🤖 AI Summary
This study investigates reasoning instability and implicit bias in large language models (LLMs) for clinical decision support induced by patient pronoun variation (“he”/“she”/“they”). We propose MEDEQUALQA, the first controlled, counterfactual evaluation framework for medical LLMs: it systematically perturbs only pronouns while holding symptoms, diagnoses, and clinical context invariant, enabling rigorous assessment of semantic consistency in reasoning paths. Leveraging clinical vignette symptom ablation, GPT-4.1-generated reasoning traces, and semantic textual similarity (STS) quantification across ~69,000 test instances, we find overall high reasoning consistency (STS > 0.80), yet uncover significant localized biases in risk-factor referencing, clinical guideline citation, and prioritization.

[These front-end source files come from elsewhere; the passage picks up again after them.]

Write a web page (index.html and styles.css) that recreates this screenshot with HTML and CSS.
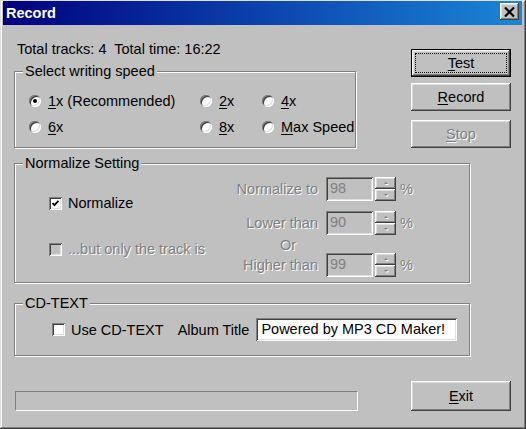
FILE: index.html
```html
<!DOCTYPE html>
<html lang="en">
<head>
    <meta charset="UTF-8"/>
    <title>Record</title>
    <link rel="stylesheet" href="styles.css">
</head>
<body>
<div class="window">
    <div class="titlebar">
        <span class="title">Record</span>
        <button class="close">
            <svg width="11" height="10" viewBox="0 0 11 10"><path d="M1 0.5 L10 9.5 M10 0.5 L1 9.5" stroke="#000" stroke-width="2.2" fill="none"/></svg>
        </button>
    </div>

    <div class="client">
        <div class="top">
            <div class="main-col">
                <div class="summary">Total tracks: 4&nbsp; Total time: 16:22</div>
                <div class="group">
                    <div class="group-title">Select writing speed</div>
                    <div class="speed-grid">
                        <label class="opt"><span class="radio on"></span><span><u>1</u>x (Recommended)</span></label>
                        <label class="opt"><span class="radio"></span><span><u>2</u>x</span></label>
                        <label class="opt"><span class="radio"></span><span><u>4</u>x</span></label>
                        <label class="opt"><span class="radio"></span><span><u>6</u>x</span></label>
                        <label class="opt"><span class="radio"></span><span><u>8</u>x</span></label>
                        <label class="opt"><span class="radio"></span><span><u>M</u>ax Speed</span></label>
                    </div>
                </div>
            </div>
            <div class="actions">
                <button class="btn default"><u>T</u>est</button>
                <button class="btn"><u>R</u>ecord</button>
                <button class="btn stop" disabled><u>S</u>top</button>
            </div>
        </div>

        <div class="group normalize">
            <div class="group-title">Normalize Setting</div>
            <div class="norm-body">
                <div class="checks">
                    <label class="opt"><span class="check on"><svg width="7" height="7" viewBox="0 0 7 7"><path d="M0.5 3 L2.5 5.2 L6.5 0.8" stroke="#000" stroke-width="1.8" fill="none"/></svg></span>Normalize</label>
                    <label class="opt disabled"><span class="check off"></span>...but only the track is</label>
                </div>
                <div class="levels">
                    <div class="level">
                        <span class="level-label disabled">Normalize to</span>
                        <span class="field">98</span>
                        <span class="spin"><span class="spin-btn"><i class="up"></i></span><span class="spin-btn"><i class="down"></i></span></span>
                        <span class="disabled">%</span>
                    </div>
                    <div class="level second">
                        <span class="level-label disabled">Lower than</span>
                        <span class="field">90</span>
                        <span class="spin"><span class="spin-btn"><i class="up"></i></span><span class="spin-btn"><i class="down"></i></span></span>
                        <span class="disabled">%</span>
                    </div>
                    <div class="or disabled">Or</div>
                    <div class="level">
                        <span class="level-label disabled">Higher than</span>
                        <span class="field">99</span>
                        <span class="spin"><span class="spin-btn"><i class="up"></i></span><span class="spin-btn"><i class="down"></i></span></span>
                        <span class="disabled">%</span>
                    </div>
                </div>
            </div>
        </div>

        <div class="group cdtext">
            <div class="group-title">CD-TEXT</div>
            <div class="cd-body">
                <label class="opt"><span class="check"></span>Use CD-TEXT</label>
                <span class="album-label">Album Title</span>
                <span class="textbox">Powered by MP3 CD Maker!</span>
            </div>
        </div>

        <div class="footer">
            <div class="progress"></div>
            <button class="btn exit"><u>E</u>xit</button>
        </div>
    </div>
</div>
</body>
</html>
```

FILE: styles.css
```css
* {
    box-sizing: border-box;
}

body {
    margin: 0;
    background: #c0c0c0;
    font-family: "Liberation Sans", Arial, sans-serif;
    font-size: 14.5px;
    line-height: 16px;
    color: #000;
}

u {
    text-decoration: underline;
    text-underline-offset: 2px;
}

.window {
    width: 526px;
    height: 429px;
    padding: 1px 4px 3px 3px;
    background: #c0c0c0;
    box-shadow: inset -1px -1px 0 #404040, inset 1px 1px 0 #dfdfdf,
                inset -2px -2px 0 #808080, inset 2px 2px 0 #fff;
}

/* caption */
.titlebar {
    height: 24px;
    display: flex;
    align-items: flex-start;
    justify-content: space-between;
    padding: 0 3px 0 3px;
    background: linear-gradient(90deg, #00007e 0%, #0a3ca8 45%, #1a86d6 100%);
}

.title {
    color: #fff;
    font-weight: bold;
    font-size: 14.5px;
    line-height: 24px;
}

.close {
    width: 19px;
    height: 17px;
    margin-top: 2px;
    padding: 0;
    border: 0;
    background: #c0c0c0;
    display: flex;
    align-items: center;
    justify-content: center;
    box-shadow: inset -1px -1px 0 #404040, inset 1px 1px 0 #fff,
                inset -2px -2px 0 #808080, inset 2px 2px 0 #dfdfdf;
}

.client {
    padding: 16px 11px 0 11px;
}

.top {
    display: flex;
    justify-content: space-between;
}

.main-col {
    width: 342px;
}

.summary {
    margin-left: 3px;
}

/* etched group box */
.group {
    margin-top: 14px;
    border: 1px solid #808080;
    box-shadow: 1px 1px 0 #fff, inset 1px 1px 0 #fff;
}

.group-title {
    width: fit-content;
    margin: -9px 0 0 8px;
    padding: 0 2px;
    background: #c0c0c0;
}

.speed-grid {
    display: grid;
    grid-template-columns: 171px 62px auto;
    grid-auto-rows: 16px;
    row-gap: 10px;
    padding: 14px 0 12px 14px;
}

.opt {
    display: flex;
    align-items: center;
    gap: 7px;
    white-space: nowrap;
}

.radio {
    position: relative;
    width: 12px;
    height: 12px;
    flex: none;
    border-radius: 50%;
    background: #fff;
    box-shadow: inset 1px 1px 0 #808080, inset -1px -1px 0 #fff,
                inset 2px 2px 0 #404040, inset -2px -2px 0 #dfdfdf;
}

.radio.on::after {
    content: "";
    position: absolute;
    left: 4px;
    top: 4px;
    width: 4px;
    height: 4px;
    border-radius: 50%;
    background: #000;
}

.check {
    width: 13px;
    height: 13px;
    flex: none;
    display: flex;
    align-items: center;
    justify-content: center;
    background: #fff;
    box-shadow: inset 1px 1px 0 #808080, inset -1px -1px 0 #fff,
                inset 2px 2px 0 #404040, inset -2px -2px 0 #dfdfdf;
}

.check.off {
    background: #c0c0c0;
}

.disabled {
    color: #808080;
    text-shadow: 1px 1px 0 #fff;
}

/* buttons */
.actions {
    width: 100px;
    margin-top: 8px;
    display: flex;
    flex-direction: column;
    gap: 6px;
}

.btn {
    width: 100px;
    height: 28px;
    padding: 0;
    border: 0;
    background: #c0c0c0;
    font: inherit;
    color: #000;
    box-shadow: inset -1px -1px 0 #404040, inset 1px 1px 0 #fff,
                inset -2px -2px 0 #808080, inset 2px 2px 0 #dfdfdf;
}

.btn.default {
    border: 1px solid #000;
    outline: 1px dotted #000;
    outline-offset: -5px;
}

.btn.stop {
    margin-top: 3px;
    color: #808080;
    text-shadow: 1px 1px 0 #fff;
}

/* normalize */
.normalize {
    width: 456px;
    margin-top: 15px;
}

.norm-body {
    display: flex;
}

.checks {
    width: 220px;
    padding: 24px 0 0 34px;
    display: flex;
    flex-direction: column;
    gap: 30px;
}

.checks .opt {
    gap: 6px;
}

.levels {
    padding: 6px 0 5px 0;
}

.level {
    height: 24px;
    display: flex;
    align-items: center;
}

.level.second {
    margin-top: 10px;
}

.level-label {
    width: 83px;
    margin-right: 8px;
    text-align: right;
}

.field {
    width: 47px;
    height: 24px;
    padding: 3px 4px;
    color: #808080;
    background: #c0c0c0;
    box-shadow: inset 1px 1px 0 #808080, inset -1px -1px 0 #fff,
                inset 2px 2px 0 #404040, inset -2px -2px 0 #dfdfdf;
}

.spin {
    width: 21px;
    height: 24px;
    margin: 0 4px 0 2px;
    display: flex;
    flex-direction: column;
    justify-content: space-between;
}

.spin-btn {
    height: 12px;
    display: flex;
    align-items: center;
    justify-content: center;
    box-shadow: inset -1px -1px 0 #404040, inset 1px 1px 0 #fff,
                inset -2px -2px 0 #808080, inset 2px 2px 0 #dfdfdf;
}

.spin-btn i {
    width: 0;
    height: 0;
    border-left: 2px solid transparent;
    border-right: 2px solid transparent;
    filter: drop-shadow(1px 1px 0 #fff);
}

.spin-btn .up {
    border-bottom: 2px solid #808080;
}

.spin-btn .down {
    border-top: 2px solid #808080;
}

.or {
    margin-top: 2px;
    padding-left: 45px;
}

/* cd-text */
.cdtext {
    width: 456px;
    margin-top: 20px;
}

.cd-body {
    display: flex;
    align-items: center;
    padding: 7px 0 14px 37px;
}

.cd-body .opt {
    gap: 6px;
}

.album-label {
    margin: 0 7px 0 14px;
}

.textbox {
    width: 201px;
    height: 23px;
    padding: 3px 5px;
    background: #fff;
    white-space: nowrap;
    box-shadow: inset 1px 1px 0 #808080, inset -1px -1px 0 #fff,
                inset 2px 2px 0 #404040, inset -2px -2px 0 #dfdfdf;
}

/* bottom strip */
.footer {
    margin-top: 25px;
    display: flex;
    align-items: flex-end;
    justify-content: space-between;
}

.progress {
    width: 343px;
    height: 20px;
    margin-left: 1px;
    border: 1px solid;
    border-color: #808080 #fff #fff #808080;
}

.btn.exit {
    height: 30px;
}
```
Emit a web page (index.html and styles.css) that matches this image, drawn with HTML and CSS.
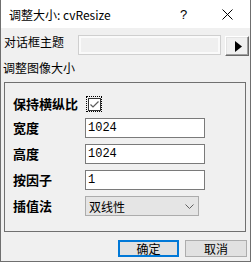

This work establishes the first quantifiable, attribution-based analysis of pronoun-driven reasoning instability in medicine, revealing a novel implicit bias pattern—“diagnostically consistent but reasoning-divergent”—where final diagnoses remain unchanged despite systematic shifts in underlying clinical justification.
📝 Abstract
Large language models (LLMs) are increasingly deployed in clinical decision support, yet subtle demographic cues can influence their reasoning. Prior work has documented disparities in outputs across patient groups, but little is known about how internal reasoning shifts under controlled demographic changes. We introduce MEDEQUALQA, a counterfactual benchmark that perturbs only patient pronouns (he/him, she/her, they/them) while holding critical symptoms and conditions (CSCs) constant. Each clinical vignette is expanded into single-CSC ablations, producing three parallel datasets of approximately 23,000 items each (69,000 total). We evaluate a GPT-4.1 model and compute Semantic Textual Similarity (STS) between reasoning traces to measure stability across pronoun variants. Our results show overall high similarity (mean STS >0.80), but reveal consistent localized divergences in cited risk factors, guideline anchors, and differential ordering, even when final diagnoses remain unchanged. Our error analysis highlights certain cases in which the reasoning shifts, underscoring clinically relevant bias loci that may cascade into inequitable care. MEDEQUALQA offers a controlled diagnostic setting for auditing reasoning stability in medical AI.